Тем не менее, вспоминая о том, как мы встретились, он всегда говорит о моих шортах:
— На ней была футболка Университета Северной Каролины и такие синенькие шортики. — Тут он обычно делает паузу и трясет головой, вспоминая мой задок.
Джону я доверяю свою жизнь, а теперь и жизни наших детей. За более чем двадцать лет, что мы с ним вместе, он ни разу не принял ни одного поспешного, скоропалительного решения. (Ну, один раз, когда купил подержанный «форд» с пробегом восемьдесят тысяч миль.)
Даже наш брак был решением практическим. В 1992 году Джон получил от фулбрайтовской комиссии выгодное предложение — место учителя в старших классах средней школы Будапешта. Я настояла, чтобы он согласился. Вообще-то, и заявление в Фулбрайтовский фонд тоже заполняла за него я. Джон ужасно любит тянуть резину.

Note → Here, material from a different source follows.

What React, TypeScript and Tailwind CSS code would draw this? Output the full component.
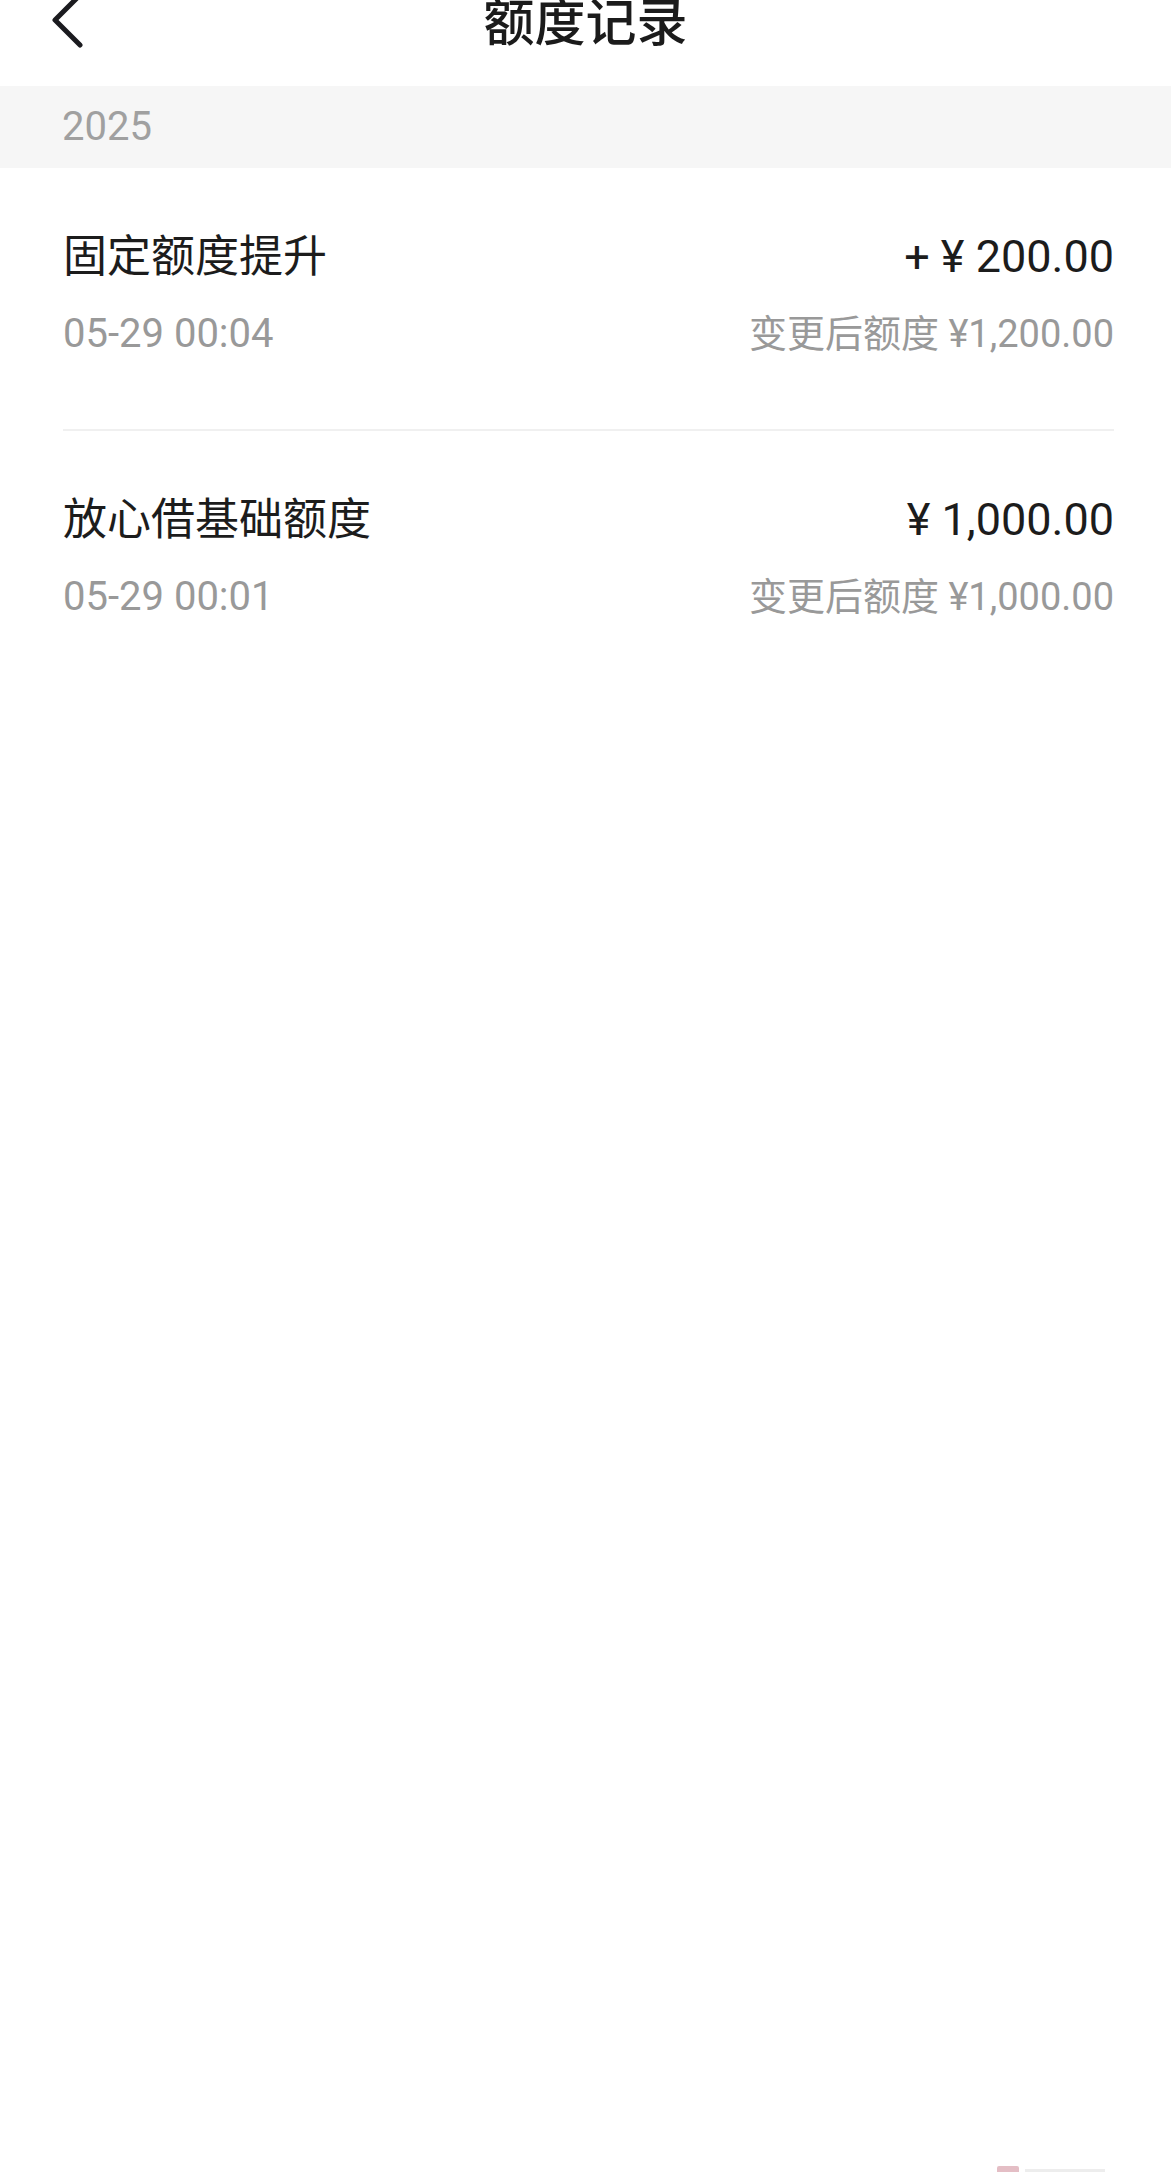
import React from "react";

const FONT = { fontFamily: "Roboto, 'Noto Sans CJK SC', sans-serif" };

type Rec = { title: string; amount: string; date: string; after: string };

const records: Rec[] = [
  { title: "固定额度提升", amount: "+ ¥ 200.00", date: "05-29 00:04", after: "变更后额度 ¥1,200.00" },
  { title: "放心借基础额度", amount: "¥ 1,000.00", date: "05-29 00:01", after: "变更后额度 ¥1,000.00" },
];

export default function App() {
  return (
    <div className="relative min-h-[2172px] w-full overflow-hidden bg-white" style={FONT}>
      {/* Header */}
      <div className="grid h-[86px] grid-cols-[1fr_auto_1fr] items-start">
        <div className="pl-[45px]">
          <svg width="44" height="64" viewBox="0 0 44 64" className="-mt-[10px]" fill="none">
            <path d="M35 5 L10 30 L35 55" stroke="#1b1b1f" strokeWidth="5" strokeLinecap="round" strokeLinejoin="round" />
          </svg>
        </div>
        <div className="-mt-[4px] text-[51px] leading-[56px] font-medium text-[#1b1b1b]">额度记录</div>
        <div />
      </div>

      {/* Year band */}
      <div className="flex h-[82px] items-center bg-[#f6f6f6] pl-[62px] text-[40px] leading-[50px] text-[#a0a0a0]">
        2025
      </div>

      {/* Records */}
      <div className="pl-[63px] pr-[57px]">
        {records.map((r, i) => (
          <div
            key={i}
            className={
              i < records.length - 1
                ? "border-b-2 border-[#f0f0f0] pt-[59px] pb-[68px]"
                : "pt-[59px] pb-[68px]"
            }
          >
            <div className="flex items-center justify-between text-[44px] leading-[60px] text-[#1c1c1c]">
              <span>{r.title}</span>
              <span className="text-[45px]">{r.amount}</span>
            </div>
            <div className="mt-[20px] flex items-center justify-between text-[40px] leading-[54px] text-[#999999]">
              <span>{r.date}</span>
              <span className="text-[38px]">{r.after}</span>
            </div>
          </div>
        ))}
      </div>

      {/* faint watermark at bottom edge */}
      <div className="absolute bottom-0 right-[66px] flex h-[7px] items-end gap-[6px] opacity-70">
        <div className="h-[6px] w-[22px] rounded-t-[2px] bg-[#d9a3ad]" />
        <div className="h-[3px] w-[80px] bg-[#e6e6e6]" />
      </div>
    </div>
  );
}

Джон спросил, поеду ли я с ним. Но для этого, по правилам Фулбрайта, мы должны были быть мужем и женой, и тогда кто-то из нас предложил:
— А почему бы нам не пожениться?
Мы не помним, кто из нас сказал это.
А другой ответил:
— О’кей.
В День благодарения мы обмолвились об этом моей маме. В считаные дни она организовала церковное венчание с пастором, музыкой, органистом. Все произошло так стремительно, что люди, наверное, подумали, что я беременна. «Ну и пусть думают!» — решила я.
Все, что от меня требовалось, — купить свадебное платье и покрасоваться в нем в церкви. Что я и сделала. Не переставая улыбаться. Свадьба была немноголюдной: только родные и близкие друзья, в церкви, не принадлежавшей ни к какой конфессии.
Нэнси, разумеется, тоже была там.
Брачную ночь мы провели в местном «Хилтоне». Сели в постели, поглядели друг на друга и спросили:
— Что это мы только что натворили?
Пять месяцев спустя мы уже жили в Будапеште.
Те, кто мало меня знает, считают, что это совсем на меня не похоже. Что я очень собранный человек. И не принимаю поспешных решений.